*Exercise requirements*. Return each line of the data below verbatim; pictures are to be left out.

*Supplied material*.
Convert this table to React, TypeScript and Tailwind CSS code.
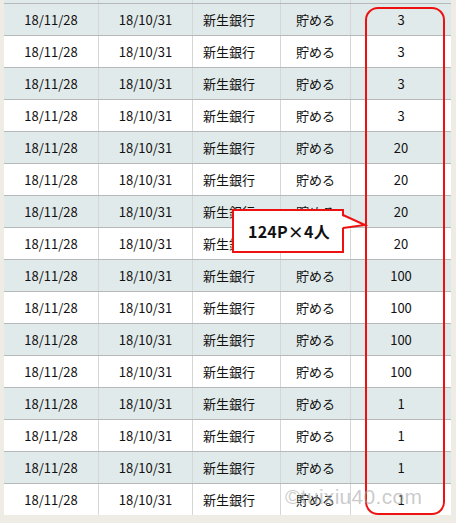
const rows = [
  '3', '3', '3', '3',
  '20', '20', '20', '20',
  '100', '100', '100', '100',
  '1', '1', '1', '1',
]

function Row({ value, shaded }: { value: string; shaded: boolean }) {
  return (
    <div
      className={`grid grid-cols-[95px_94px_88px_70px_100px] h-[32px] border-t border-[#b5b9b9] text-[13px] text-[#111] ${
        shaded ? 'bg-[#e1eaea]' : 'bg-white'
      }`}
    >
      <div className="flex items-center justify-center border-r border-[#d6d6d6]">18/11/28</div>
      <div className="flex items-center justify-center border-r border-[#d6d6d6]">18/10/31</div>
      <div className="flex items-center pl-[10px] border-r border-[#d6d6d6]">新生銀行</div>
      <div className="flex items-center justify-center border-r border-[#d6d6d6]">貯める</div>
      <div className="flex items-center justify-center">{value}</div>
    </div>
  )
}

export default function App() {
  return (
    <div
      className="relative w-[456px] h-[523px] overflow-hidden bg-[#efebe5]"
      style={{ fontFamily: '"Noto Sans CJK JP", "Noto Sans", sans-serif' }}
    >
      <div className="ml-[4px] w-[447px]">
        <div className="grid grid-cols-[95px_94px_88px_70px_100px] h-[3px] bg-[#e1eaea]">
          <div className="border-r border-[#d6d6d6]" />
          <div className="border-r border-[#d6d6d6]" />
          <div className="border-r border-[#d6d6d6]" />
          <div className="border-r border-[#d6d6d6]" />
          <div />
        </div>
        {rows.map((v, i) => (
          <Row key={i} value={v} shaded={i % 2 === 0} />
        ))}
      </div>

      {/* red highlight around the points column */}
      <div className="absolute left-[365px] top-[7px] w-[80px] h-[508px] rounded-[13px] border-2 border-[#ee1111]" />

      {/* callout */}
      <div className="absolute left-[232px] top-[209px] w-[112px] h-[44px] bg-white border-2 border-[#ee1111] flex items-center pl-[14px]">
        <span className="text-[16px] font-bold text-[#111] tracking-[0.2px]">124P×4人</span>
      </div>
      <svg className="absolute left-[340px] top-[213px]" width="28" height="20" viewBox="0 0 28 20">
        <polygon points="0,2 25,12 0,15" fill="white" />
        <polyline points="3,2 25,12 3,15" fill="none" stroke="#ee1111" strokeWidth="2" />
      </svg>

      {/* watermark */}
      <div
        className="absolute left-[285px] top-[486px] text-[21px] text-[#a8a8a8]/60 leading-none tracking-[0.3px]"
        style={{ fontFamily: '"Liberation Sans", Arial, sans-serif' }}
      >
        ©tuixiu40.com
      </div>
    </div>
  )
}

*Solution to this exercise*.
Convert this table to React, TypeScript and Tailwind CSS code.
const rows = [
  '3', '3', '3', '3',
  '20', '20', '20', '20',
  '100', '100', '100', '100',
  '1', '1', '1', '1',
]

function Row({ value, shaded }: { value: string; shaded: boolean }) {
  return (
    <div
      className={`grid grid-cols-[95px_94px_88px_70px_100px] h-[32px] border-t border-[#b5b9b9] text-[13px] text-[#111] ${
        shaded ? 'bg-[#e1eaea]' : 'bg-white'
      }`}
    >
      <div className="flex items-center justify-center border-r border-[#d6d6d6]">18/11/28</div>
      <div className="flex items-center justify-center border-r border-[#d6d6d6]">18/10/31</div>
      <div className="flex items-center pl-[10px] border-r border-[#d6d6d6]">新生銀行</div>
      <div className="flex items-center justify-center border-r border-[#d6d6d6]">貯める</div>
      <div className="flex items-center justify-center">{value}</div>
    </div>
  )
}

export default function App() {
  return (
    <div
      className="relative w-[456px] h-[523px] overflow-hidden bg-[#efebe5]"
      style={{ fontFamily: '"Noto Sans CJK JP", "Noto Sans", sans-serif' }}
    >
      <div className="ml-[4px] w-[447px]">
        <div className="grid grid-cols-[95px_94px_88px_70px_100px] h-[3px] bg-[#e1eaea]">
          <div className="border-r border-[#d6d6d6]" />
          <div className="border-r border-[#d6d6d6]" />
          <div className="border-r border-[#d6d6d6]" />
          <div className="border-r border-[#d6d6d6]" />
          <div />
        </div>
        {rows.map((v, i) => (
          <Row key={i} value={v} shaded={i % 2 === 0} />
        ))}
      </div>

      {/* red highlight around the points column */}
      <div className="absolute left-[365px] top-[7px] w-[80px] h-[508px] rounded-[13px] border-2 border-[#ee1111]" />

      {/* callout */}
      <div className="absolute left-[232px] top-[209px] w-[112px] h-[44px] bg-white border-2 border-[#ee1111] flex items-center pl-[14px]">
        <span className="text-[16px] font-bold text-[#111] tracking-[0.2px]">124P×4人</span>
      </div>
      <svg className="absolute left-[340px] top-[213px]" width="28" height="20" viewBox="0 0 28 20">
        <polygon points="0,2 25,12 0,15" fill="white" />
        <polyline points="3,2 25,12 3,15" fill="none" stroke="#ee1111" strokeWidth="2" />
      </svg>

      {/* watermark */}
      <div
        className="absolute left-[285px] top-[486px] text-[21px] text-[#a8a8a8]/60 leading-none tracking-[0.3px]"
        style={{ fontFamily: '"Liberation Sans", Arial, sans-serif' }}
      >
        ©tuixiu40.com
      </div>
    </div>
  )
}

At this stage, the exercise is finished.